Weltweit einzigartig

In diesem Staat haben Brandungswellen Rechte

In Peru sind Wellen gesetzlich geschützt, sofern sie bestimmte Bedingungen erfüllen. Surfer:innen hatten 13 Jahre lang für diesen Status gekämpft. Nun ziehen Aktivist:innen aus anderen Ländern Südamerikas nach.

Wie ein Strich soll sie sich den Strand entlangziehen, gleichmäßig von einer Seite zur anderen brechen – die perfekte Welle. Zwischen 18 und 50 Millionen Surfer:innen weltweit suchen nach ihr. Die Geschichte des Sports beginnt auf den Polynesischen Inseln, Höhlenmalereien aus dem zwölften Jahrhundert zeigen Menschen, die auf Wellen reiten. Damals mit einfachen Brettern aus Holz oder Schilfrohr, später auf Hawaii mit professionellen Sportgeräten aus Hartschaum und Glasfaser. Seit 2020 ist Surfen eine olympische Disziplin, die ersten Olympiasieger:innen sind Carissa Moore aus Hawaii und der Brasilianer Italo Ferreira.

Ein Riesenerfolg für die Community, insbesondere, weil der Kolonialismus ihren Sport lange bedrohte – auf Hawaii etwa wurde er noch zu Beginn des 20. Jahrhunderts von den Vereinigten Staaten unterdrückt. Heute ist das Surfen ein lukrativer Wirtschaftszweig. 48 Milliarden US-Dollar jährlich erwirtschaftet die Branche laut einer Schätzung der Universität Oxford. Davon profitieren Surfer:innen, der Tourismussektor, Hersteller von Surfausrüstung. Marken wie Quicksilver bauten ihren ökonomischen Erfolg auf dem Sport auf.

Die Kehrseite des Outdoorsports: Surfer:innen fliegen für Wellen und Wettkämpfe um die halbe Welt, ihre Neoprenanzüge werden auf Erdölbasis hergestellt und geben Mikroplastik ans Wasser ab, viele Sonnenschutzmittel enthalten Chemikalien, die Unterwasserökosysteme wie Korallenriffe schädigen. Dennoch gilt die Surf-Community als umweltbewusst. Christel Scheske, Koordinatorin für Meeres- und Küstenpolitik der peruanischen Gesellschaft für Umweltrecht, „Sociedad Peruana de Derecho Ambiental“, glaubt: Je länger jemand surft, desto stärker ist die Bindung zur Natur.
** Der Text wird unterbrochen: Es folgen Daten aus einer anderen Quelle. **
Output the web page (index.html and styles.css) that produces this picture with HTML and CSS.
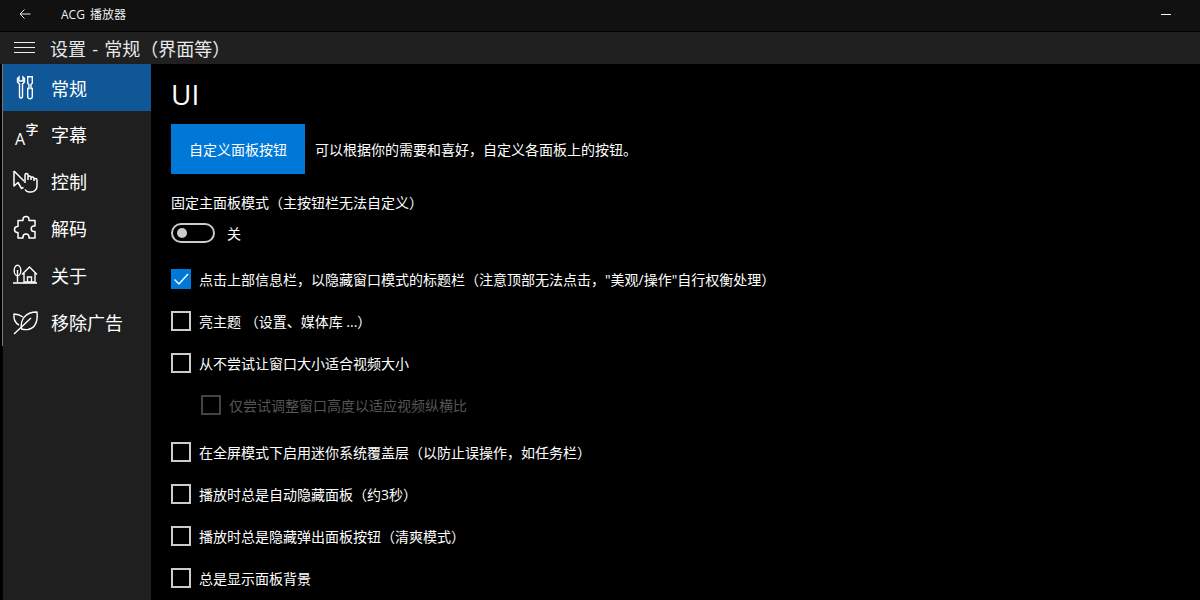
FILE: index.html
```html
<!DOCTYPE html>
<html lang="zh">
<head>
<meta charset="utf-8">
<title>ACG 播放器</title>
<link rel="stylesheet" href="styles.css">
</head>
<body>
<div class="titlebar">
  <svg class="back" width="12" height="12" viewBox="0 0 12 12"><path d="M11.500 6H1M5.500 1.500 1 6l4.500 4.500" fill="none" stroke="#e8e8e8" stroke-width="1"/></svg>
  <span class="app">ACG 播放器</span>
  <span class="minimize"></span>
</div>
<div class="header">
  <svg class="burger" width="22" height="12" viewBox="0 0 22 12"><path d="M0 .5h21M0 5.500h21M0 10.500h21" stroke="#f0f0f0" stroke-width="1"/></svg>
  <span class="page-title">设置 - 常规（界面等）</span>
</div>
<div class="body">
  <nav class="side">
    <div class="item active">
      <svg class="ico" width="26" height="26" viewBox="0 0 26 26"><g fill="none" stroke="#fff" stroke-width="1.400"><path d="M6 2 4.500 3.500v3.500l2 2v12.500a1.500 1.500 0 0 0 3 0V9l2-2V3.500L10 2v4H6z"/><path d="M14.700 1.700h4.600v6.500L18 9.500v4h1.300v8a2.300 2.300 0 0 1-4.600 0v-8H16v-4l-1.300-1.300z"/></g></svg>
      <span>常规</span>
    </div>
    <div class="item">
      <svg class="ico" width="26" height="26" viewBox="0 0 26 26"><text x="2" y="24" class="ico-a">A</text><text x="12.500" y="12.500" class="ico-z">字</text></svg>
      <span>字幕</span>
    </div>
    <div class="item">
      <svg class="ico" width="26" height="26" viewBox="0 0 26 26"><g fill="none" stroke="#fff" stroke-width="1.500" stroke-linejoin="round"><path d="M1 3v15l4-3.500 3.500 6 2-1.200"/><path d="M1 3l10 10"/><path d="M12 15V7a1.500 1.500 0 0 1 3 0v5m0-2.500a1.400 1.400 0 0 1 3 0V12m0-1.500a1.400 1.400 0 0 1 3 0V13m0-1a1.400 1.400 0 0 1 3 0v6a6 6 0 0 1-6 6h-2a5 5 0 0 1-4-2.500"/></g></svg>
      <span>控制</span>
    </div>
    <div class="item">
      <svg class="ico" width="26" height="26" viewBox="0 0 26 26"><path d="M10 5.500V4.500a3 3 0 0 1 6 0v1h6v5.500h-1a2.800 2.800 0 0 0 0 5.600h1V23h-6v-1a3 3 0 0 0-6 0v1H5v-5.500h-.5a3 3 0 0 1 0-6H5v-6z" fill="none" stroke="#fff" stroke-width="1.500" stroke-linejoin="round"/></svg>
      <span>解码</span>
    </div>
    <div class="item">
      <svg class="ico" width="26" height="26" viewBox="0 0 26 26"><g fill="none" stroke="#fff" stroke-width="1.400"><ellipse cx="4.500" cy="8.500" rx="3.300" ry="5.300"/><path d="M4.500 8v12"/><path d="M9 12.500 16.500 5l7.500 7.500M11 11v9h11v-9M14.500 20v-5h4v5"/><path d="M0 21h24" stroke-width="1.600"/></g></svg>
      <span>关于</span>
    </div>
    <div class="item">
      <svg class="ico" width="26" height="26" viewBox="0 0 26 26"><g fill="none" stroke="#fff" stroke-width="1.400" stroke-linejoin="round"><path d="M8.500 20C7 11 12 3 24 3c1 10-2 16-9 17.500-2 .2-4.500 0-6.500-.5z"/><path d="M10 8C7 6 4 5 1 5c-.5 5 1 9 5 11"/><path d="M1 25 18 9"/></g></svg>
      <span>移除广告</span>
    </div>
  </nav>
  <main class="main">
    <h1 class="h">UI</h1>
    <div class="custom">
      <button class="btn">自定义面板按钮</button>
      <span class="desc">可以根据你的需要和喜好，自定义各面板上的按钮。</span>
    </div>
    <div class="toggle-label">固定主面板模式（主按钮栏无法自定义）</div>
    <div class="toggle-row"><span class="toggle"><i class="knob"></i></span><span class="off">关</span></div>
    <div class="list">
      <label class="check"><span class="box on"><svg width="20" height="20" viewBox="0 0 20 20"><path d="M3.500 10.500 8 15l9-10" fill="none" stroke="#fff" stroke-width="1.400"/></svg></span>点击上部信息栏，以隐藏窗口模式的标题栏（注意顶部无法点击，"美观/操作"自行权衡处理）</label>
      <label class="check"><span class="box"></span>亮主题 （设置、媒体库 ...）</label>
      <label class="check"><span class="box"></span>从不尝试让窗口大小适合视频大小</label>
      <label class="check sub"><span class="box"></span>仅尝试调整窗口高度以适应视频纵横比</label>
      <label class="check gap"><span class="box"></span>在全屏模式下启用迷你系统覆盖层（以防止误操作，如任务栏）</label>
      <label class="check"><span class="box"></span>播放时总是自动隐藏面板（约3秒）</label>
      <label class="check"><span class="box"></span>播放时总是隐藏弹出面板按钮（清爽模式）</label>
      <label class="check"><span class="box"></span>总是显示面板背景</label>
    </div>
  </main>
</div>
</body>
</html>
```
FILE: styles.css
```css
* { box-sizing: border-box; }
html, body { margin: 0; height: 600px; overflow: hidden; background: #000; }
body { font-family: "Open Sans", "Noto Sans CJK SC", sans-serif; color: #fff; }
.titlebar { height: 31px; background: #111; display: flex; align-items: center; padding: 0 0 3px 19px; position: relative; }
.back { margin-right: 30px; }
.app { font-size: 12px; color: #eee; word-spacing: 2px; }
.minimize { position: absolute; left: 1161px; top: 14px; width: 10px; height: 1px; background: #fff; }
.header { height: 32px; margin-top: 1px; background: #202020; display: flex; align-items: center; padding-left: 14px; }
.burger { margin-right: 14px; }
.page-title { font-size: 18px; color: #e8e8e8; word-spacing: 1.500px; }
.body { display: flex; height: 536px; }
.side { width: 151px; background: #1f1f1f; border-left: 3px solid #000; position: relative; }
.side::before { content: ""; position: absolute; left: -1px; top: 0; width: 1px; height: 282px; background: #777; }
.item { height: 47px; display: flex; align-items: center; font-size: 18px; padding-left: 10px; }
.item:not(.active) { padding-bottom: 2px; }
.item.active { background: #0f5796; }
.ico { margin-right: 12px; flex: none; overflow: visible; }
.ico-a { font: 500 16px "Open Sans", sans-serif; fill: #fff; }
.ico-z { font: 500 13px "Noto Sans CJK SC", sans-serif; fill: #fff; }
.main { flex: 1; padding-left: 20px; }
.h { margin: 12px 0 0; font-size: 28px; font-weight: 400; line-height: 36px; height: 48px; }
.custom { display: flex; align-items: center; height: 50px; }
.btn { width: 134px; height: 50px; background: #0078d7; color: #fff; border: 0; font: 14px "Open Sans", "Noto Sans CJK SC", sans-serif; padding: 0; margin-right: 10px; }
.desc { font-size: 14px; }
.toggle-label { font-size: 14px; margin-top: 19px; line-height: 20px; }
.toggle-row { display: flex; align-items: center; height: 20px; margin-top: 10px; }
.toggle { width: 44px; height: 20px; border: 2px solid #ccc; border-radius: 10px; display: flex; align-items: center; padding-left: 4px; margin-right: 12px; }
.knob { width: 10px; height: 10px; border-radius: 50%; background: #ccc; }
.off { font-size: 14px; }
.list { margin-top: 15px; }
.check { height: 42px; display: flex; align-items: center; font-size: 14px; }
.box { width: 20px; height: 20px; border: 2px solid #ccc; margin-right: 8px; flex: none; display: block; }
.box.on { background: #0078d7; border: 0; }
.box svg { display: block; }
.sub { padding-left: 30px; color: #555; }
.sub .box { border-color: #444; }
.gap { margin-top: 5px; }
```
380 Tonnen Müll an fast 4.000 Stränden eingesammelt

Denn Surfer:innen werden unmittelbar konfrontiert mit Umweltverschmutzung – etwa Plastikmüll, der im Meer treibt, oder Abwässer und Ölschlieren, die das Wasser kontaminieren. Mit der Zeit, sagt Scheske, wachse der Drang, die Umwelt um sich herum zu schützen. In der Praxis sieht das so aus: Surfer:innen gründen Kampagnen, Vereine und Initiativen, säubern Strände, beseitigen Abwasser, setzen sich ein für Nachhaltigkeit und Naturschutz an beliebten Surf-Hotspots.
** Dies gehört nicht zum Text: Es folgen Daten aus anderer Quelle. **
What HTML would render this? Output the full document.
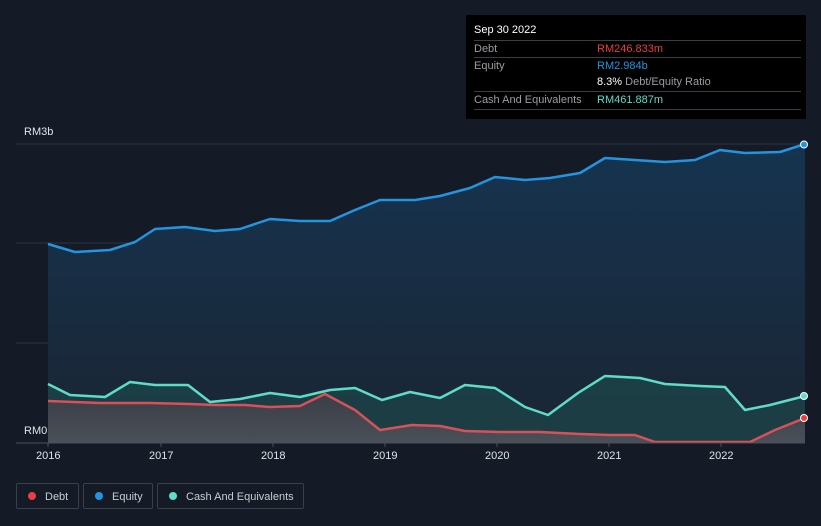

Die britische Initiative „Surfers against Sewage“ etwa hat nach eigenen Angaben 2021 über 380 Tonnen Müll an fast 4.000 Stränden eingesammelt. Die Surf-Community in Peru ging viele Schritte weiter. Sie begab sich Ende der Neunzigerjahre in einen politischen Rechtsstreit. Nach mehr als 13 Jahren Verhandlung können seit 2013 Wellen unter Schutz gestellt werden – sofern ein Gutachten belegt, dass sie schützenswert sind, etwa wegen besonderer Artenvielfalt. Geschützt ist der Bereich, in dem sich die Welle bildet, umschlägt und bricht, vom Beginn ihres Verlaufs bis zu ihrem Ende. Das Gesetz ist weltweit einzigartig. Nur knapp über ein Drittel der globalen Brandungswellen befinden sich in Meeresschutzgebieten, der Großteil ist gefährdet.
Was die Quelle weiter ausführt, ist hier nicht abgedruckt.